╭──

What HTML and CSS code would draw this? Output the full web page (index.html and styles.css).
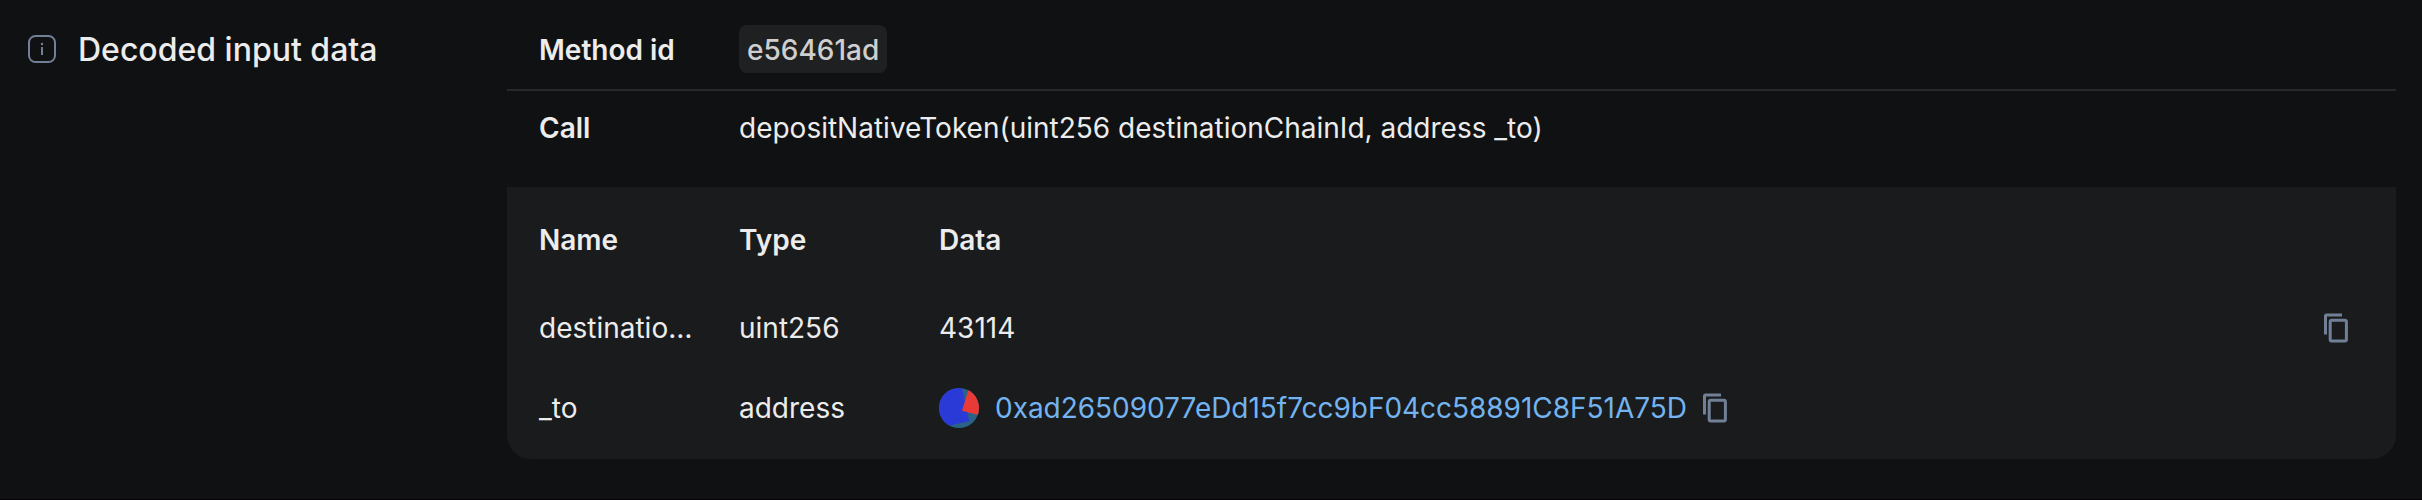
FILE: index.html
```
<!DOCTYPE html>
<html lang="en">
<head>
<meta charset="utf-8">
<title>Decoded input data</title>
<link rel="stylesheet" href="styles.css">
</head>
<body>
<main class="details">
  <div class="label">
    <svg class="info" viewBox="0 0 28 28" fill="none">
      <rect x="1" y="1" width="26" height="26" rx="6.5" stroke="currentColor" stroke-width="2"/>
      <path d="M14 12v8" stroke="currentColor" stroke-width="2"/>
      <circle cx="14" cy="9" r="1.2" fill="currentColor"/>
    </svg>
    <span class="title">Decoded input data</span>
  </div>
  <section class="decoded">
    <div class="row method">
      <span class="strong">Method id</span>
      <span class="tag">e56461ad</span>
    </div>
    <div class="row call">
      <span class="strong">Call</span>
      <span>depositNativeToken(uint256 destinationChainId, address _to)</span>
    </div>
    <div class="params">
      <div class="param">
        <span class="strong">Name</span>
        <span class="strong">Type</span>
        <span class="strong">Data</span>
      </div>
      <div class="param first">
        <span>destinatio…</span>
        <span>uint256</span>
        <div class="value spread">
          <span>43114</span>
          <svg class="copy" viewBox="0 0 24 30" fill="none" stroke="currentColor" stroke-width="3">
            <path d="M1.5 21.5V3Q1.5 2 2.5 2H18"/>
            <rect x="6.2" y="7.3" width="16.2" height="20.7" rx="1.5"/>
          </svg>
        </div>
      </div>
      <div class="param next">
        <span>_to</span>
        <span>address</span>
        <div class="value">
          <svg class="avatar" viewBox="0 0 40 40">
            <clipPath id="disc"><circle cx="20" cy="20" r="20"/></clipPath>
            <g clip-path="url(#disc)">
              <path fill="#2a6386" d="M0 0h40v40H0z"/>
              <path fill="#2a3ad6" d="M23 0l7.3 33L-1 40.3V0z"/>
              <path fill="#ea3a38" d="M23 22.7L30 0h12v27.8z"/>
            </g>
          </svg>
          <span class="address">0xad26509077eDd15f7cc9bF04cc58891C8F51A75D</span>
          <svg class="copy" viewBox="0 0 24 30" fill="none" stroke="currentColor" stroke-width="3">
            <path d="M1.5 21.5V3Q1.5 2 2.5 2H18"/>
            <rect x="6.2" y="7.3" width="16.2" height="20.7" rx="1.5"/>
          </svg>
        </div>
      </div>
    </div>
  </section>
</main>
</body>
</html>
```
FILE: styles.css
```
* { box-sizing: border-box; }

body {
  margin: 0;
  height: 500px;
  border-bottom: 1px solid #060108;
  background: #101112;
  color: #ececec;
  font: 400 28px/40px Inter, sans-serif;
}

.details {
  display: grid;
  grid-template-columns: 479px 1889px;
  padding-left: 28px;
}

.label {
  display: flex;
  align-items: center;
  gap: 22px;
  height: 98px;
  font-size: 32px;
  font-weight: 500;
}

.title { padding-top: 2px; }

.info { width: 28px; height: 28px; color: #718096; }

.row {
  display: grid;
  grid-template-columns: 200px 1fr;
  align-items: center;
  padding: 0 32px;
}

.method {
  height: 91px;
  padding-top: 9px;
  border-bottom: 2px solid #29292a;
}

.method .strong { padding-top: 2px; }

.call { height: 96px; padding-bottom: 22px; }

.strong { font-weight: 600; }

.tag {
  justify-self: start;
  height: 48px;
  padding: 0 8px;
  line-height: 50px;
  border-radius: 8px;
  background: #1f2021;
  color: #cfcfcf;
  font-weight: 500;
}

.params {
  height: 272px;
  padding: 33px 48px 0 32px;
  border-radius: 0 0 24px 24px;
  background: #1a1b1c;
}

.param {
  display: grid;
  grid-template-columns: 160px 160px 1fr;
  column-gap: 40px;
  align-items: center;
  height: 40px;
}

.first { margin-top: 48px; }
.next { margin-top: 40px; }

.value { display: flex; align-items: center; }
.spread { justify-content: space-between; }

.avatar { width: 40px; height: 40px; margin-right: 16px; }
.address { margin-right: 16px; color: #73b3ef; letter-spacing: -0.03px; }
.copy { width: 24px; height: 30px; color: #718096; }
```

╰──

Look for "index" and pull out every line that has it.

What HTML and CSS code would draw this? Output the full web page (index.html and styles.css).
FILE: index.html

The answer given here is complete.